GIVEN REQUEST — Collect every line below that contains the word "styles".

MATERIAL —
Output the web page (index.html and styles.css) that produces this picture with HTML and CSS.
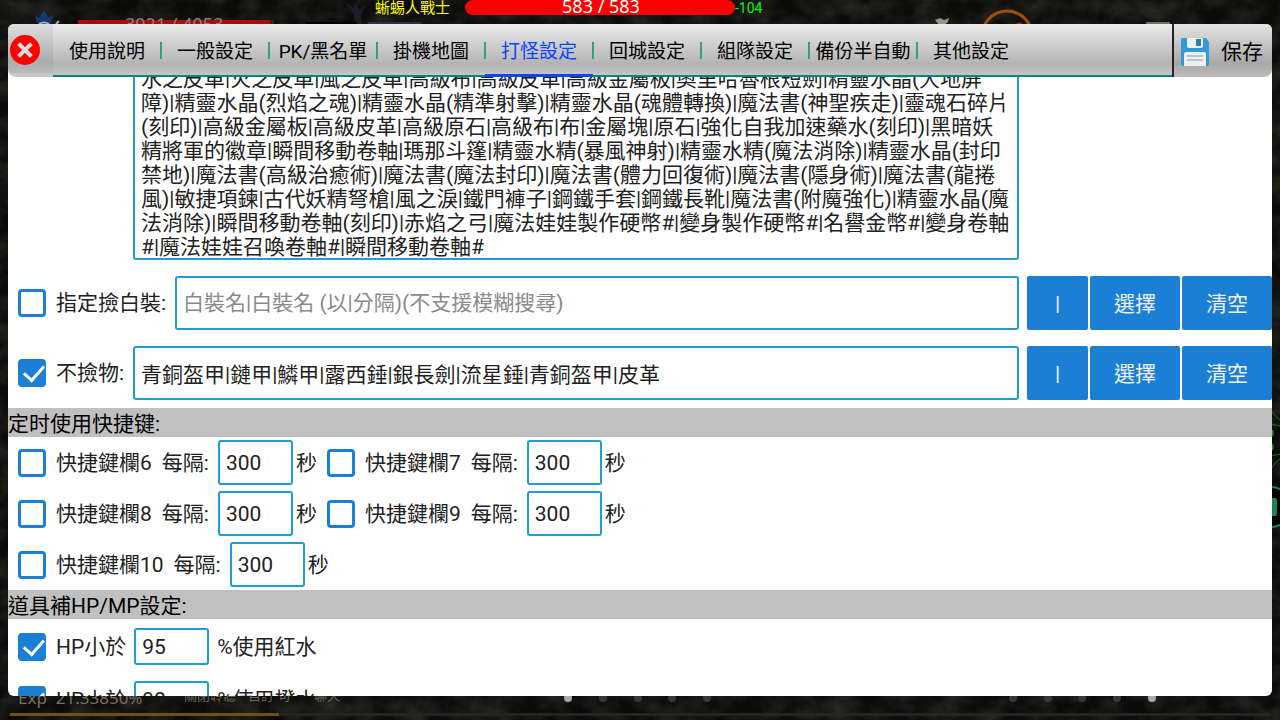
FILE: index.html
```html
<!DOCTYPE html>
<html lang="zh-Hant">
<head>
<meta charset="utf-8">
<meta name="viewport" content="width=device-width, initial-scale=1">
<title>打怪設定</title>
<link rel="stylesheet" href="styles.css">
</head>
<body>
<div class="scene">
  <svg class="scene-art" viewBox="0 0 1280 720" preserveAspectRatio="none" aria-hidden="true">
    <defs>
      <filter id="rock" x="0" y="0" width="100%" height="100%">
        <feTurbulence type="fractalNoise" baseFrequency="0.035 0.05" numOctaves="5" seed="8"/>
        <feColorMatrix values="0 0 0 0 0.13  0 0 0 0 0.13  0 0 0 0 0.11  1.4 0 0 0 -0.45"/>
      </filter>
    </defs>
    <rect width="1280" height="720" fill="#0b0b09"/>
    <rect width="1280" height="720" filter="url(#rock)" opacity="0.4"/>
    <rect x="78" y="20" width="192" height="10" fill="#a80c0c"/>
    <rect x="270" y="20" width="4" height="10" fill="#501616"/>
    <path d="M35 15l4 3 5-8 5 8 4-3-2 8H37z" fill="#123a70"/>
    <path d="M39 24q5-3 10 0M56 24l3-3" stroke="#9ab0c4" stroke-width="2" fill="none"/>
    <path d="M345 2l8 6 3-6 3 7 7-4-5 10 1 9h-6l-3-10z" fill="#1c1c2a"/>
    <rect x="305" y="22" width="52" height="5" fill="#000"/>
    <rect x="368" y="22" width="53" height="5" fill="#31313f"/>
    <path d="M935 20l5-2 4 2 5-2-1 4-4 3h-5z" fill="#9a9485"/>
    <rect x="1146" y="22" width="24" height="4" fill="#756d5e"/>
    <circle cx="1007" cy="36" r="25" fill="none" stroke="#a44b08" stroke-width="3"/>
    <path d="M1015 24l5-2 3 2z" fill="#a51b1b"/>
    <g fill="none" stroke="#15702f" stroke-width="1">
      <path d="M1271 410q4 7 9 10M1271 424l9 2M1271 456l9-2M1271 469q4-7 9-10"/>
    </g>
    <circle cx="1270" cy="433" r="4" fill="#11802e"/>
    <circle cx="1270" cy="447" r="4" fill="#11802e"/>
    <circle cx="1271" cy="507" r="20" fill="#000" stroke="#1f8257" stroke-width="2"/>
    <rect x="1265" y="498" width="12" height="18" rx="2" fill="#1f8257"/>
    <g fill="#383838">
      <circle cx="603" cy="698" r="4"/><circle cx="638" cy="698" r="4"/><circle cx="672" cy="698" r="4"/><circle cx="707" cy="698" r="4"/>
      <circle cx="1013" cy="698" r="4"/><circle cx="1048" cy="698" r="4"/><circle cx="1082" cy="698" r="4"/><circle cx="1117" cy="698" r="4"/>
    </g>
    <circle cx="568" cy="698" r="4" fill="#aaa"/>
    <circle cx="1152" cy="698" r="4" fill="#aaa"/>
    <rect x="10" y="713" width="1260" height="3" fill="#242424"/>
    <rect x="10" y="713" width="269" height="3" fill="#70500e"/>
  </svg>
  <span class="hud hud-hp">3921 / 4053</span>
  <span class="hud hud-exp">Exp&nbsp; 21.33850%</span>
  <div class="hud hud-chat"><span>關閉聆聽</span><span>自訂 句</span><span>聊天</span></div>
  <div class="target">
    <span class="target-name">蜥蜴人戰士</span>
    <span class="target-bar">583 / 583</span>
    <span class="target-damage">-104</span>
  </div>
</div>

<main class="panel">
  <header class="toolbar">
    <button class="close" type="button" aria-label="關閉">
      <svg width="30" height="30" viewBox="0 0 30 30" aria-hidden="true">
        <circle cx="15" cy="15" r="15" fill="#f00"/>
        <path d="M10 10l10 10M20 10L10 20" stroke="#dcdcdc" stroke-width="4" stroke-linecap="square"/>
      </svg>
    </button>
    <nav class="tabs">
      <button class="tab" type="button">使用說明</button>
      <button class="tab" type="button">一般設定</button>
      <button class="tab" type="button">PK/黑名單</button>
      <button class="tab" type="button">掛機地圖</button>
      <button class="tab tab-active" type="button">打怪設定</button>
      <button class="tab" type="button">回城設定</button>
      <button class="tab" type="button">組隊設定</button>
      <button class="tab" type="button">備份半自動</button>
      <button class="tab" type="button">其他設定</button>
    </nav>
    <button class="save" type="button">
      <svg width="30" height="30" viewBox="0 0 30 30" aria-hidden="true">
        <path d="M2 1h24l3 4v22q0 2-2 2H3q-2 0-2-2V3q0-2 1-2z" fill="#3498db"/>
        <path d="M7 1h16v8q0 2-2 2H9q-2 0-2-2z" fill="#ecf0f1"/>
        <rect x="16" y="2" width="5" height="7" fill="#2980b9"/>
        <path d="M4 17q0-2 2-2h18q2 0 2 2v12H4z" fill="#ecf0f1"/>
        <path d="M7 19h16M7 23h16" stroke="#bdc3c7" stroke-width="2"/>
      </svg>
      <span>保存</span>
    </button>
  </header>

  <div class="content">
    <div class="row row-list">
      <textarea class="field list" rows="8" wrap="off" aria-label="撿取物品">水之皮革|火之皮革|風之皮革|高級布|高級皮革|高級金屬板|奧里哈魯根短劍|精靈水晶(大地屏
障)|精靈水晶(烈焰之魂)|精靈水晶(精準射擊)|精靈水晶(魂體轉換)|魔法書(神聖疾走)|靈魂石碎片
(刻印)|高級金屬板|高級皮革|高級原石|高級布|布|金屬塊|原石|強化自我加速藥水(刻印)|黑暗妖
精將軍的徽章|瞬間移動卷軸|瑪那斗篷|精靈水精(暴風神射)|精靈水精(魔法消除)|精靈水晶(封印
禁地)|魔法書(高級治癒術)|魔法書(魔法封印)|魔法書(體力回復術)|魔法書(隱身術)|魔法書(龍捲
風)|敏捷項鍊|古代妖精弩槍|風之淚|鐵門褲子|鋼鐵手套|鋼鐵長靴|魔法書(附魔強化)|精靈水晶(魔
法消除)|瞬間移動卷軸(刻印)|赤焰之弓|魔法娃娃製作硬幣#|變身製作硬幣#|名譽金幣#|變身卷軸
#|魔法娃娃召喚卷軸#|瞬間移動卷軸#</textarea>
    </div>

    <div class="row row-item">
      <label class="check"><input type="checkbox">指定撿白裝:</label>
      <input class="field wide" type="text" placeholder="白裝名|白裝名 (以|分隔)(不支援模糊搜尋)" aria-label="指定撿白裝">
      <div class="actions">
        <button class="btn btn-bar" type="button">|</button>
        <button class="btn" type="button">選擇</button>
        <button class="btn" type="button">清空</button>
      </div>
    </div>

    <div class="row row-item">
      <label class="check"><input type="checkbox" checked>不撿物:</label>
      <input class="field wide" type="text" value="青銅盔甲|鏈甲|鱗甲|露西錘|銀長劍|流星錘|青銅盔甲|皮革" aria-label="不撿物">
      <div class="actions">
        <button class="btn btn-bar" type="button">|</button>
        <button class="btn" type="button">選擇</button>
        <button class="btn" type="button">清空</button>
      </div>
    </div>

    <h2 class="section" lang="zh-Hans">定时使用快捷键:</h2>
    <div class="timers">
      <div class="row">
        <div class="timer"><label class="check"><input type="checkbox">快捷鍵欄6</label><label class="every">每隔:<input class="field num" type="text" value="300"></label><span class="unit">秒</span></div>
        <div class="timer"><label class="check"><input type="checkbox">快捷鍵欄7</label><label class="every">每隔:<input class="field num" type="text" value="300"></label><span class="unit">秒</span></div>
      </div>
      <div class="row">
        <div class="timer"><label class="check"><input type="checkbox">快捷鍵欄8</label><label class="every">每隔:<input class="field num" type="text" value="300"></label><span class="unit">秒</span></div>
        <div class="timer"><label class="check"><input type="checkbox">快捷鍵欄9</label><label class="every">每隔:<input class="field num" type="text" value="300"></label><span class="unit">秒</span></div>
      </div>
      <div class="row">
        <div class="timer"><label class="check"><input type="checkbox">快捷鍵欄10</label><label class="every">每隔:<input class="field num" type="text" value="300"></label><span class="unit">秒</span></div>
      </div>
    </div>

    <h2 class="section">道具補HP/MP設定:</h2>
    <div class="potions">
      <div class="row potion">
        <label class="check"><input type="checkbox" checked>HP小於</label>
        <input class="field num num-short" type="text" value="95" aria-label="紅水百分比">
        <span>%使用紅水</span>
      </div>
      <div class="row potion">
        <label class="check"><input type="checkbox" checked>HP小於</label>
        <input class="field num num-short" type="text" value="90" aria-label="橙水百分比">
        <span>%使用橙水</span>
      </div>
    </div>
  </div>
</main>
</body>
</html>
```

FILE: styles.css
```css
* { box-sizing: border-box; }

body {
  margin: 0;
  height: 100vh;
  padding: 24px 8px;
  overflow: hidden;
  background: #0b0b09;
  color: #212121;
  font-family: Roboto, "Noto Sans CJK SC", sans-serif;
  font-size: 21px;
  line-height: 24px;
}

button, input, textarea {
  font: inherit;
  color: inherit;
  margin: 0;
}

button {
  border: 0;
  padding: 0;
  background: none;
  cursor: pointer;
}

/* Game scene behind the panel */
.scene {
  position: absolute;
  inset: 0;
  overflow: hidden;
}

.scene-art {
  display: block;
  width: 100%;
  height: 100%;
}

.hud {
  position: absolute;
  white-space: nowrap;
}

.hud-hp {
  left: 125px;
  top: 12px;
  font: 18px/24px "Noto Sans", sans-serif;
  color: #85807c;
}

.hud-exp {
  left: 18px;
  bottom: 10px;
  font: 17px/24px "Noto Sans", sans-serif;
  color: #7d7058;
}

.hud-chat {
  left: 184px;
  bottom: 14px;
  display: flex;
  gap: 12px;
  font-size: 13px;
  line-height: 20px;
  color: #6b6658;
}

.hud-chat span:last-child { padding-left: 12px; }

.target {
  position: absolute;
  left: 375px;
  top: 0;
  display: flex;
  line-height: 16px;
}

.target-name {
  width: 90px;
  font-size: 15px;
  color: #ff0;
}

.target-bar {
  width: 270px;
  height: 15px;
  padding-left: 2px;
  border-radius: 8px;
  background: #f00;
  color: #fff;
  font: 18px/13px "Noto Sans", sans-serif;
  text-align: center;
}

.target-damage {
  font-size: 14px;
  color: #0f0;
}

/* Settings panel */
.panel {
  position: relative;
  display: flex;
  flex-direction: column;
  height: 100%;
  border-radius: 6px;
  overflow: hidden;
  background: #fff;
}

.toolbar {
  flex: none;
  display: flex;
  height: 53px;
  font-size: 19px;
  color: #000;
}

.close {
  width: 45px;
  padding: 0 13px 2px 2px;
  display: flex;
  align-items: center;
  border-radius: 0 0 0 8px;
  background:
    linear-gradient(#dedede, #acacac 75%, #b9b9b9) 0 0 / 45px 49px no-repeat,
    #c8c8c8;
}

.close svg { flex: none; }

.tabs {
  flex: 1;
  display: flex;
  background: linear-gradient(#ebebeb, #b4b4b4 75%, #c8c8c8);
  box-shadow: inset 0 -2px #00897b;
}

.tab {
  position: relative;
  width: 108px;
  padding-top: 3px;
  white-space: nowrap;
}

.tab:not(:last-child)::after {
  content: "";
  position: absolute;
  right: -1px;
  top: 18px;
  width: 2px;
  height: 17px;
  background: #2f9d91;
}

.tab-active {
  color: #0b45ff;
  box-shadow: inset 0 -3px #0b45ff;
}

.save {
  width: 100px;
  padding: 2px 0 0 6px;
  display: flex;
  align-items: center;
  gap: 11px;
  border-left: 2px solid #222;
  border-radius: 0 0 8px 0;
  background: linear-gradient(#e3e3e3, #a8a8a8 75%, #bcbcbc);
  font-size: 21px;
}

.content {
  flex: 1;
  min-height: 0;
  overflow: hidden;
}

.row {
  display: flex;
  align-items: center;
}

.field {
  border: 2px solid #1f9fd0;
  border-radius: 3px;
  background: #fff;
  padding: 0 6px;
  outline: 0;
}

.field::placeholder { color: #8a8a8a; opacity: 1; }

/* The list is scrolled part of a line under the toolbar */
.row-list {
  margin-top: -10px;
  padding: 0 253px 0 125px;
}

.list {
  flex: 1;
  display: block;
  height: 193px;
  border-top: 0;
  resize: none;
  overflow: hidden;
}

.row-item {
  margin-top: 16px;
  gap: 8px;
}

.row-item .check { padding-right: 1px; }

.wide {
  flex: 1;
  min-width: 0;
  height: 54px;
}

.actions {
  display: flex;
  gap: 2px;
}

.btn {
  width: 90px;
  height: 54px;
  padding-top: 2px;
  border-radius: 2px;
  background: #1b7fd5;
  color: #f0f0f0;
}

.btn-bar { width: 61px; }

.check {
  display: flex;
  align-items: center;
  gap: 10px;
  padding-left: 10px;
  white-space: nowrap;
}

.check input {
  appearance: none;
  width: 28px;
  height: 28px;
  border: 3px solid #1b7fd5;
  border-radius: 4px;
  background: #fff;
}

.check input:checked {
  position: relative;
  background: #1b7fd5;
}

.check input:checked::after {
  content: "";
  position: absolute;
  left: 7px;
  top: -1px;
  width: 9px;
  height: 17px;
  border: solid #fff;
  border-width: 0 3px 3px 0;
  transform: rotate(42deg);
}

.section {
  margin: 8px 0 0;
  padding: 4px 0 1px;
  background: #c0c0c0;
  color: #000;
  font-size: 21px;
  font-weight: 400;
  line-height: 24px;
}

.timers {
  display: flex;
  flex-direction: column;
  gap: 6px;
  padding-top: 3px;
}

.timers + .section { margin-top: 3px; }

.timer {
  display: flex;
  align-items: center;
}

.every {
  display: flex;
  align-items: center;
  gap: 9px;
  padding-left: 10px;
}

.unit { padding-left: 3px; }

.num {
  width: 75px;
  height: 45px;
}

.num-short { height: 37px; }

.potions {
  display: flex;
  flex-direction: column;
  gap: 16px;
  padding-top: 9px;
}

.potion { gap: 8px; }
```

ANSWER TO THE TASK —
Output the web page (index.html and styles.css) that produces this picture with HTML and CSS.
<link rel="stylesheet" href="styles.css">
FILE: styles.css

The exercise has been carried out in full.